Rogers 4003C vs 4350B

RO4003C is closely related to RO4350B. Both materials belong to the Rogers RO4000 series, and both are used in RF and microwave PCB designs. However, they are not exactly the same.

RO4003C has a slightly lower dielectric constant, usually around 3.38, while RO4350B is around 3.48.

RO4350B has its own advantages. It has a lower Z-axis CTE, which helps improve plated through-hole reliability during thermal cycling. For many general RF applications, RO4350B is the more common choice.

Choose RO4003C when your design needs tighter dielectric control. Precision filters, phase-matched arrays, and circuits with strict phase needs can benefit from its lower Dk. They can also benefit from its tighter tolerance.

If the choice is still unclear, talk to your PCB fabricator early. They can confirm which material is easier to source, which thicknesses are in stock, and which option fits your cost target better.

Which Material Can Replace RO4350B?

RO4350B is widely used in RF and microwave PCB designs, but it is not always the only option. For cost-sensitive projects, you can evaluate some Asian high-frequency laminates as practical alternatives.

LNB33C and S7136H are two Shengyi materials that can be evaluated for RO4350B-type RF PCB designs.

LNB33C is closer to RO4350B from a Dk and Df perspective. For example, LNB33C(350) offers a Dk around 3.50 and a Df around 0.0035, which are close to typical RO4350B values. This makes it a practical option when engineers need a similar dielectric range for impedance-controlled RF circuits.

S7136H is also worth considering because of its material structure and RF application positioning. It is a hydrocarbon-based high-frequency laminate with ceramic filler and glass reinforcement.

Although its Dk may be slightly lower than RO4350B, it is made for RF uses. These include base stations, antennas, power amplifiers, microwave links, and phased-array radar systems.

In general, LNB33C is the closer candidate by electrical values, while S7136H is closer by high-frequency material positioning. Neither should be treated as a direct drop-in replacement for RO4350B. Before production, engineers should recalculate impedance, check insertion loss, and confirm the stackup with the PCB fabricator.

You can use our material selection tool to choose the right laminate for your PCB design.

Conclusion

RO4350B is not always required for the whole board. Many projects can use a hybrid stackup with RO4350B on RF layers and FR4 on digital or power layers.

Before production, engineers should confirm the stackup, copper thickness, bonding material, and material availability with the PCB fabricator.

FAQ

Frequently Asked Questions

What applications use RO4350B PCB?

Engineers use RO4350B PCB for circuits that require stable high-frequency performance. It is commonly used in RF power amplifiers, antennas, radar modules, microwave links, automotive sensors, wireless base stations, and high-speed mixed-signal boards.

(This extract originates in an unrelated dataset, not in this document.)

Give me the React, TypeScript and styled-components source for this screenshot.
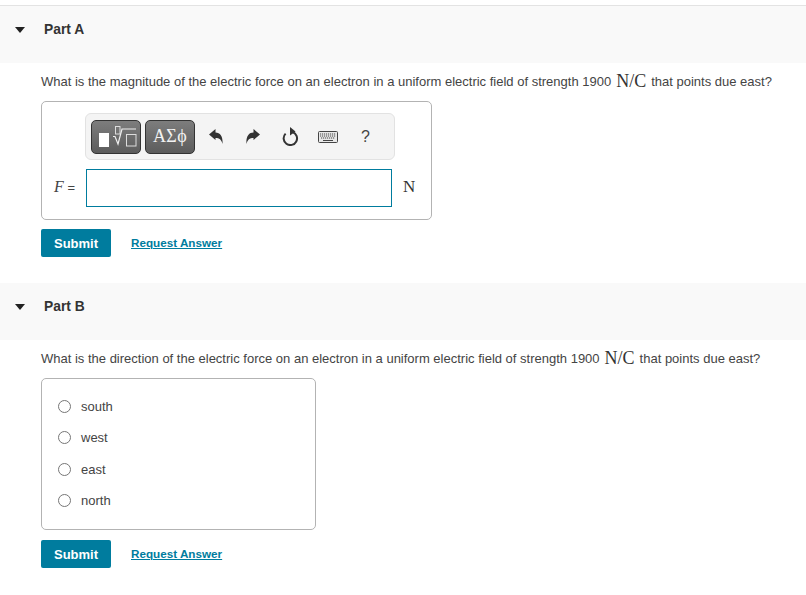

When should I use Rogers 4350B?

You should consider Rogers 4350B when your design includes antennas, filters, power amplifiers, radar circuits, or RF transmission lines. It is especially useful when signal loss, phase stability, and impedance control are important.

What is the loss tangent of Rogers 4350B?

RO4350B has a low loss tangent, commonly around 0.0037. This helps reduce insertion loss at high frequencies. It is one of the main reasons engineers choose RO4350B for RF and microwave PCB designs.

What should be checked before manufacturing a Rogers 4350B PCB?

Before production, engineers should confirm material thickness, copper weight, impedance targets, bonding material, stackup symmetry, and surface finish. For hybrid stackups, the bonding material between Rogers and FR4 layers is especially important.

What copper foil should I use with RO4350B?

For frequencies above 10 GHz, choose low-profile copper foil (VLP or HVLP). This reduces insertion loss caused by surface roughness.

Can RO4350B be processed with standard FR4 fabrication methods?

Yes. This is one of its biggest advantages. Drilling, plating, and lamination all follow standard FR4-compatible steps, unlike PTFE materials which need special handling.